Larry David shares the “quintessential” Jerry Seinfeld story

Modern comedy would look markedly different were it not for the individual and collective efforts of Larry David and Jerry Seinfeld, although the two were friends for almost a decade before reinventing the notion of what a sitcom could be.

Introduced through mutual friend and comedian Carol Leifer in the late 1970s, David had penned some jokes for her to crack at her birthday party before she ended up getting too drunk to even read them. Leifer asked Seinfeld to step in and do it for her, and the mutual appreciation society was instantly formed.

Both were trying to make their name on the New York comedy circuit and would regularly throw ideas and advice back and forth, before a fateful meeting between the duo at a Korean deli served as the springboard to developing a small-screen comedy famously dubbed ‘the show about nothing’.

Reflecting on his first meeting with David, Seinfeld knew immediately that there was something special brewing. “In comedy, certain guys it’s like, it’s funny right away,” he explained. “You’re talking, all of a sudden, in two minutes, you’ve hit into something hilarious.”

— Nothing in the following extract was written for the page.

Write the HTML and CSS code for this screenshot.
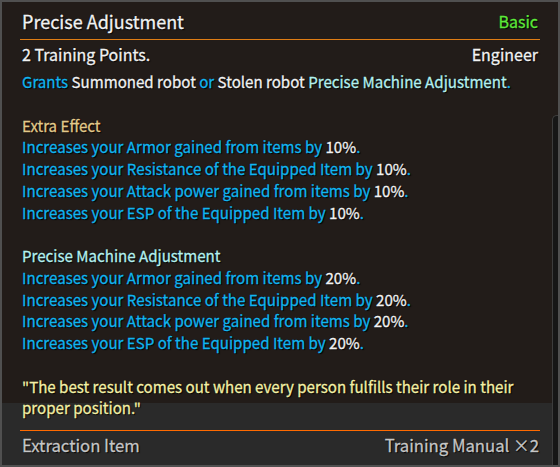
FILE: index.html
```html
<!DOCTYPE html>
<html lang="en">
<head>
  <meta charset="UTF-8" />
  <title>Precise Adjustment</title>
  <link rel="stylesheet" href="styles.css">
</head>
<body>
  <div class="tooltip">
    <div class="content">
      <div class="head">
        <span class="title">Precise Adjustment</span>
        <span class="grade">Basic</span>
      </div>
      <div class="sub">
        <span>2 Training Points.</span>
        <span>Engineer</span>
      </div>
      <div class="desc">
        <p><span class="blue">Grants</span> Summoned robot <span class="blue">or</span> Stolen robot <span class="mint">Precise Machine Adjustment</span><span class="blue">.</span></p>
        <p class="gap"></p>
        <p class="gold">Extra Effect</p>
        <p class="blue">Increases your Armor gained from items by <span class="white">10%</span>.</p>
        <p class="blue">Increases your Resistance of the Equipped Item by <span class="white">10%</span>.</p>
        <p class="blue">Increases your Attack power gained from items by <span class="white">10%</span>.</p>
        <p class="blue">Increases your ESP of the Equipped Item by <span class="white">10%</span>.</p>
        <p class="gap"></p>
        <p class="mint">Precise Machine Adjustment</p>
        <p class="blue">Increases your Armor gained from items by <span class="white">20%</span>.</p>
        <p class="blue">Increases your Resistance of the Equipped Item by <span class="white">20%</span>.</p>
        <p class="blue">Increases your Attack power gained from items by <span class="white">20%</span>.</p>
        <p class="blue">Increases your ESP of the Equipped Item by <span class="white">20%</span>.</p>
        <p class="gap"></p>
        <p class="quote">"The best result comes out when every person fulfills their role in their proper position."</p>
      </div>
      <div class="foot">
        <span>Extraction Item</span>
        <span>Training Manual ×2</span>
      </div>
    </div>
    <div class="scroll">
      <div class="thumb"></div>
    </div>
  </div>
</body>
</html>
```

FILE: styles.css
```css
body {
  margin: 0;
  background-color: #1a1a1a;
  font-family: "Noto Sans CJK KR", "Noto Sans", sans-serif;
}

.tooltip {
  box-sizing: border-box;
  width: 560px;
  height: 467px;
  border: 2px solid #505050;
  background-color: #221c19;
  display: flex;
  color: #f2f2f2;
  text-shadow: 1px 1px 1px #000, 0 0 1px #000;
  -webkit-text-stroke: 0.3px currentColor;
}

.content {
  flex: 1;
  padding: 0 12px 0 18px;
  background: linear-gradient(#221c19 0 401px, #2a2a2a 401px);
}

.head {
  display: flex;
  justify-content: space-between;
  align-items: center;
  height: 36px;
  border-bottom: 1px solid #e07d14;
  padding: 1px 2px 0 2px;
}

.title {
  font-size: 18px;
}

.grade {
  font-size: 16px;
  color: #5ee83a;
}

.sub {
  display: flex;
  justify-content: space-between;
  font-size: 16px;
  line-height: 24px;
  padding: 2px 2px 0 2px;
}

.desc {
  font-size: 15.1px;
  line-height: 21.75px;
  padding: 5px 0 11px 2px;
}

.desc p {
  margin: 0;
}

.desc .gap {
  height: 21.75px;
}

.blue {
  color: #12b5f0;
}

.white {
  color: #f2f2f2;
}

.mint {
  color: #b4f0ee;
}

.gold {
  color: #e2c98a;
}

.quote {
  color: #f4f0a6;
}

.foot {
  display: flex;
  justify-content: space-between;
  border-top: 1px solid #ff6a00;
  font-size: 16.7px;
  line-height: 28px;
  padding: 0 1px 0 2px;
  color: #c6c6c6;
}

.scroll {
  width: 6px;
  padding-top: 113px;
}

.thumb {
  height: 100%;
  box-sizing: border-box;
  background-color: #161616;
  border-left: 1px solid #3c3c3c;
  border-top: 1px solid #3c3c3c;
  border-radius: 5px 0 0 0;
}
```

As well as co-creating Seinfeld, David would serve as its lead writer and executive producer for seven of the first nine seasons, winning a pair of Primetime Emmys along the way. The leading man, meanwhile, would win an Emmy and a Golden Globe for his efforts, with the show as a whole hoovering up a combined total of 13 trophies from the aforementioned ceremonies.

They knew each other better than anyone else, to such an extent David told “the quintessential” Jerry Seinfeld story to Charlie Rose, which underlined how one had the ability to know precisely what the other was thinking and how they’d react in any given situation.

“It was the third or fourth season of the show, and I was in the room talking to a few of the writers, and I looked at one of the writers’ shirts, and there was just something a little off about this shirt,” he said. “It was in a bit of a diagonal going down, and I said, ‘Has Jerry seen that shirt?’. And he said, ‘No’. And I said, ‘I bet he comments on that shirt within ten seconds after he sees you.'”

Confident he knew what was coming next, a wager was placed, with David lurking to see if he’d be collecting his winnings. “I’m just about to leave the room, and here comes,” he continued, referencing Seinfeld’s impending arrival. “I hang out at the doorway, and he didn’t even make eye contact with the guy and he’s talking to somebody else, and all of a sudden he turns and he says something to him, and he goes, ‘What’s the story with that shirt?.'”

The creative shorthand between the two was a massive part of Seinfeld‘s success, but that borderline telepathic connection evidently existed well beyond the confines of the screen.